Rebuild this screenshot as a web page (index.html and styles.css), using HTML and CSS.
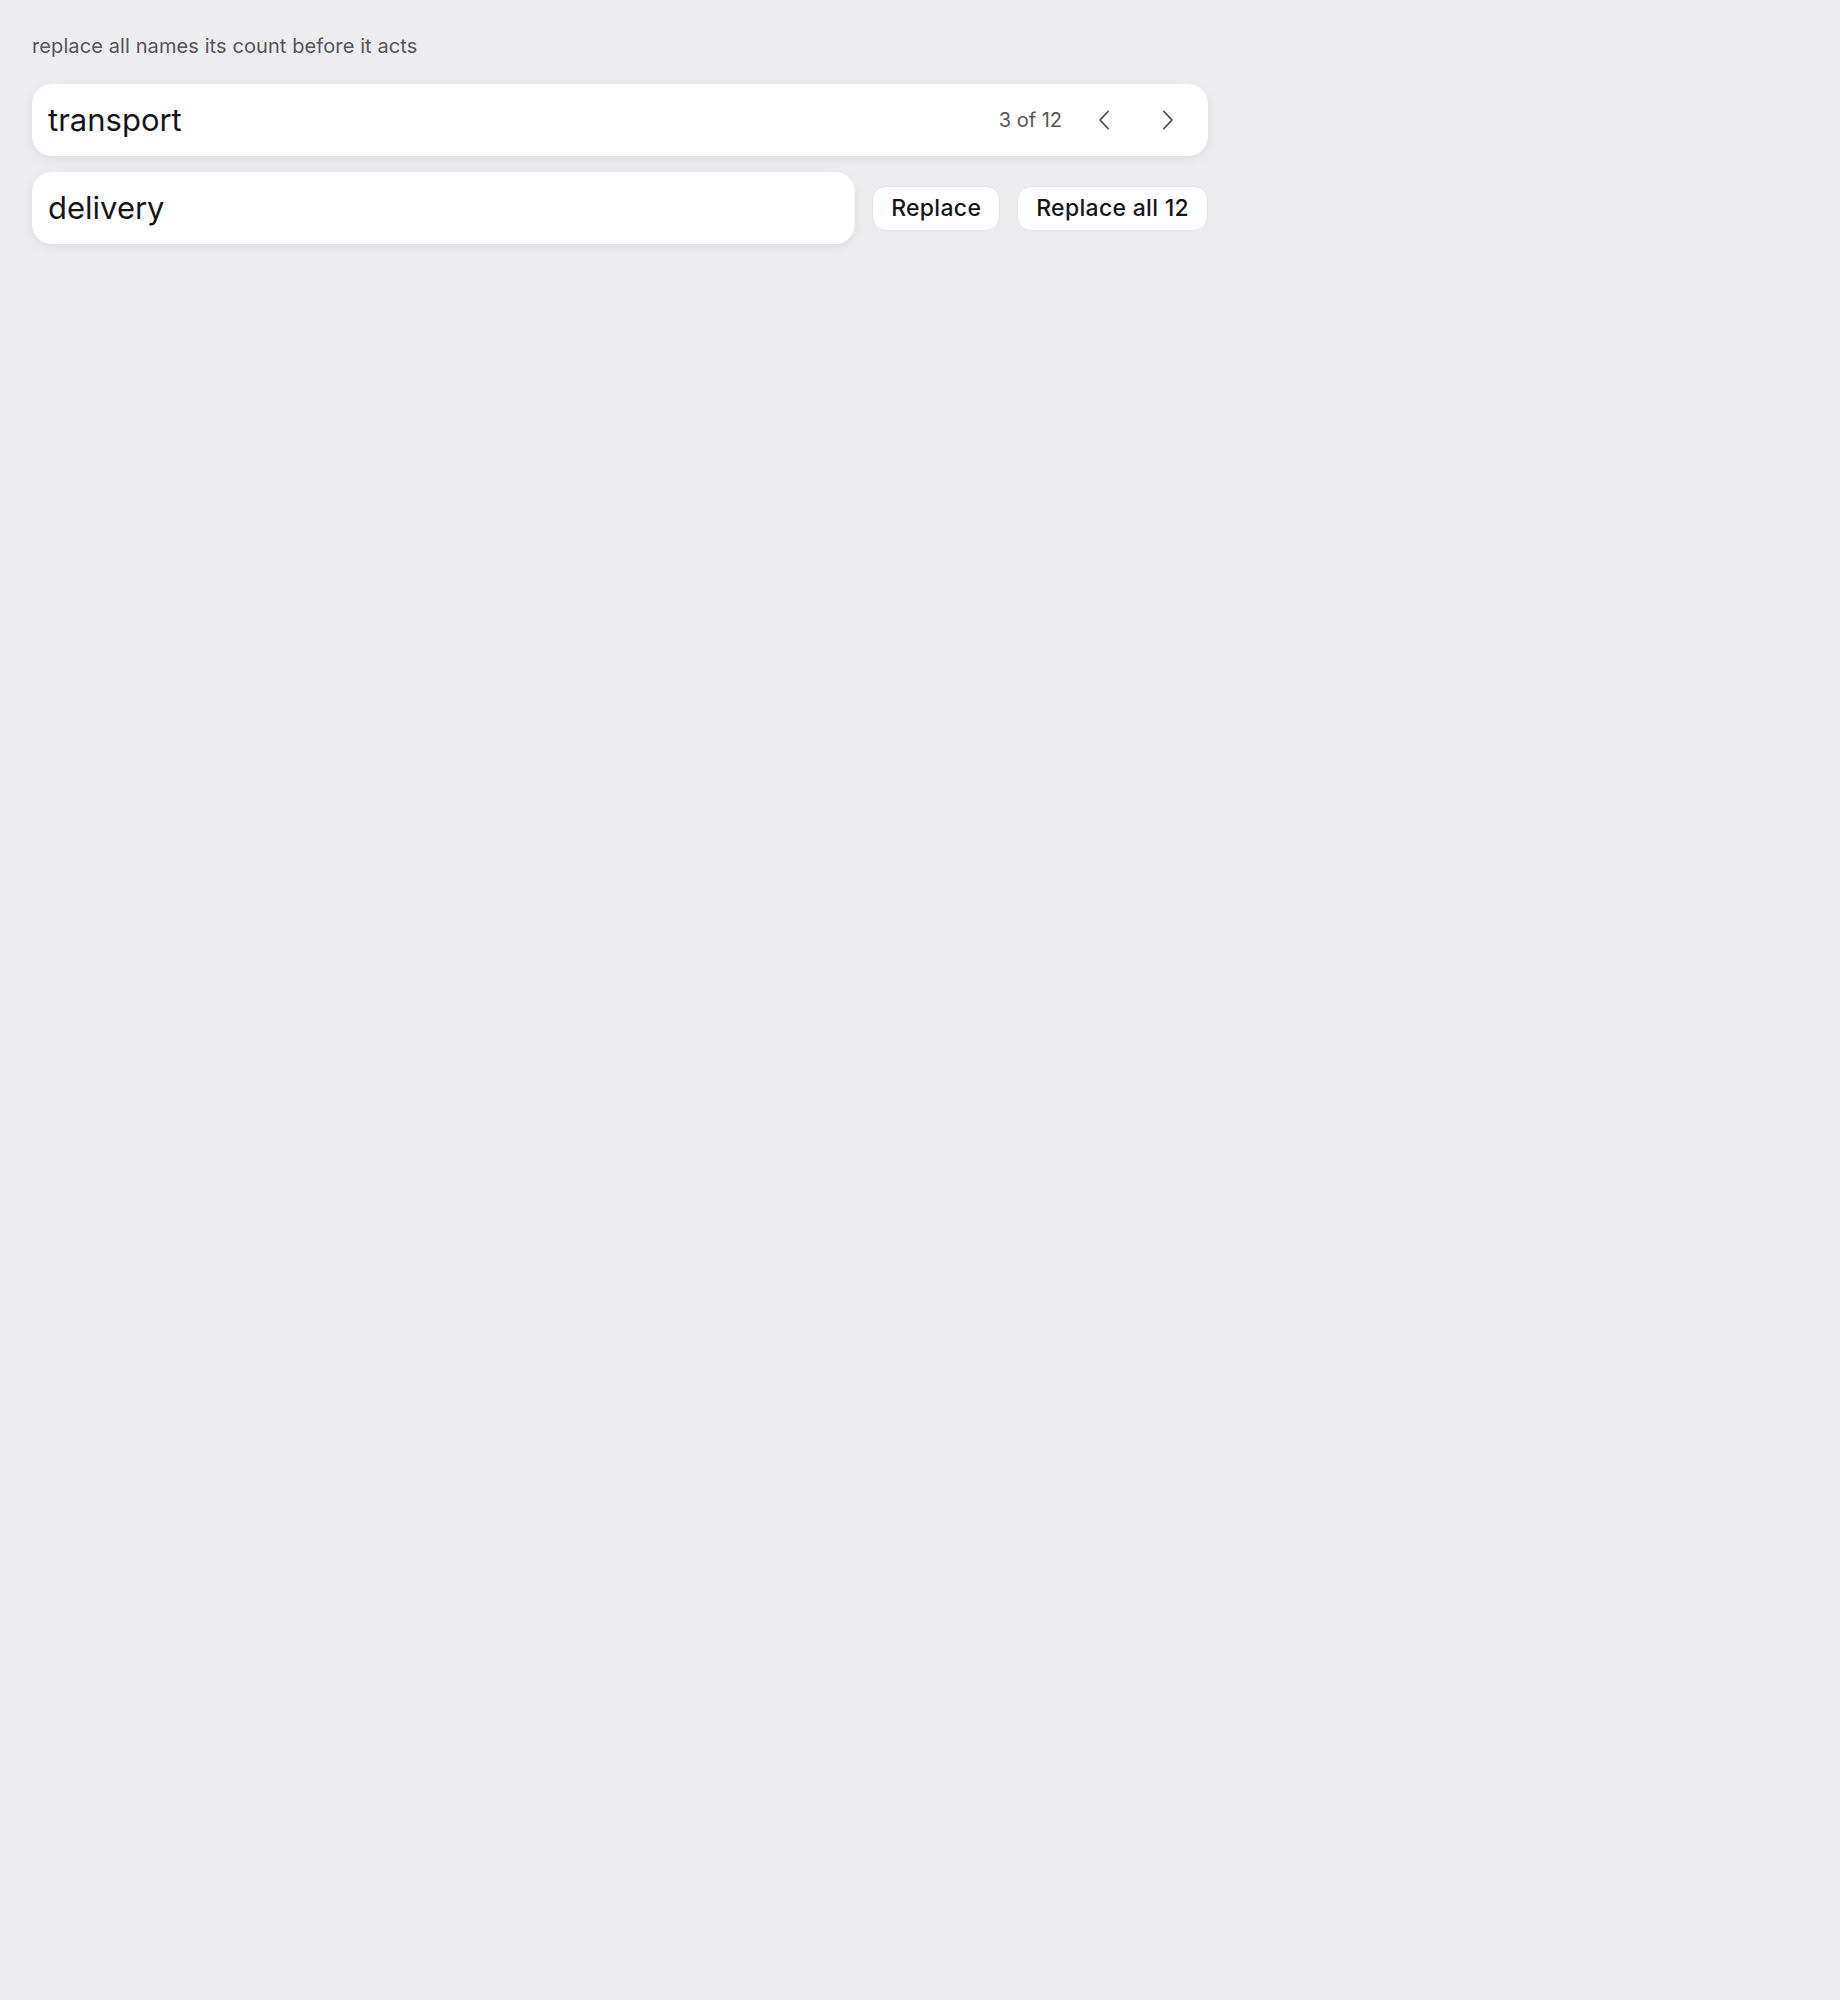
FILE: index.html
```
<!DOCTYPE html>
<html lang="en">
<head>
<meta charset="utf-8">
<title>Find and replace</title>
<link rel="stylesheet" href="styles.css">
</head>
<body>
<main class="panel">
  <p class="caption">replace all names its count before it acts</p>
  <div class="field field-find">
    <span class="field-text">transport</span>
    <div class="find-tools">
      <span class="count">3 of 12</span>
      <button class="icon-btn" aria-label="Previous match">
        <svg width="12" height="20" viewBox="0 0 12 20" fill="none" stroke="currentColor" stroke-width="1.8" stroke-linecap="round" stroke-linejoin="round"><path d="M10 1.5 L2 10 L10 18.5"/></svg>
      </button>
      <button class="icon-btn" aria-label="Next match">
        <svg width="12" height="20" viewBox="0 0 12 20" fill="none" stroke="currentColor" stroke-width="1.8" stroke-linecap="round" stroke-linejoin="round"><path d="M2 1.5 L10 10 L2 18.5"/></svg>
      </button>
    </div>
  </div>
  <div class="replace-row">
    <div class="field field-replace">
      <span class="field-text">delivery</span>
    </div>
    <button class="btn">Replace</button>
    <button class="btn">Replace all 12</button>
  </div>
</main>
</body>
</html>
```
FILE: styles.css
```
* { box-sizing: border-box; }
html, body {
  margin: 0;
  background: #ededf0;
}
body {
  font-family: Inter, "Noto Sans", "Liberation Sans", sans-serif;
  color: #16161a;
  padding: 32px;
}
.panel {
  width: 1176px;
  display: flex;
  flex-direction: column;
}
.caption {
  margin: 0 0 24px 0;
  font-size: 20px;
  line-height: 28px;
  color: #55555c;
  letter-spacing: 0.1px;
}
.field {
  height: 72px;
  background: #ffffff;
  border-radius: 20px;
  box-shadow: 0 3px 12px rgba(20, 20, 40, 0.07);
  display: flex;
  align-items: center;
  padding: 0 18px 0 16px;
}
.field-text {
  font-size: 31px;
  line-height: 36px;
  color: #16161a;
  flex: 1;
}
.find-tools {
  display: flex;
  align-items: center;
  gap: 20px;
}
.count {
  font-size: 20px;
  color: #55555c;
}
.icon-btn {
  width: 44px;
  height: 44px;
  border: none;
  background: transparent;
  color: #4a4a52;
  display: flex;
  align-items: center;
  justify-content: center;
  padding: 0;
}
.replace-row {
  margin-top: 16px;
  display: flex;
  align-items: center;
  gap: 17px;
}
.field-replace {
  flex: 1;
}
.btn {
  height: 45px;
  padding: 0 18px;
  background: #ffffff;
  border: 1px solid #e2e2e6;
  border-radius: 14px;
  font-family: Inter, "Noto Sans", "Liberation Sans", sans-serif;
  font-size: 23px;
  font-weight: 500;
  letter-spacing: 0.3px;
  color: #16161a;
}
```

※

AIM OF THE TASK - Each line above that includes "styles" counts once; state the total and nothing more.

RESULT BELOW - 3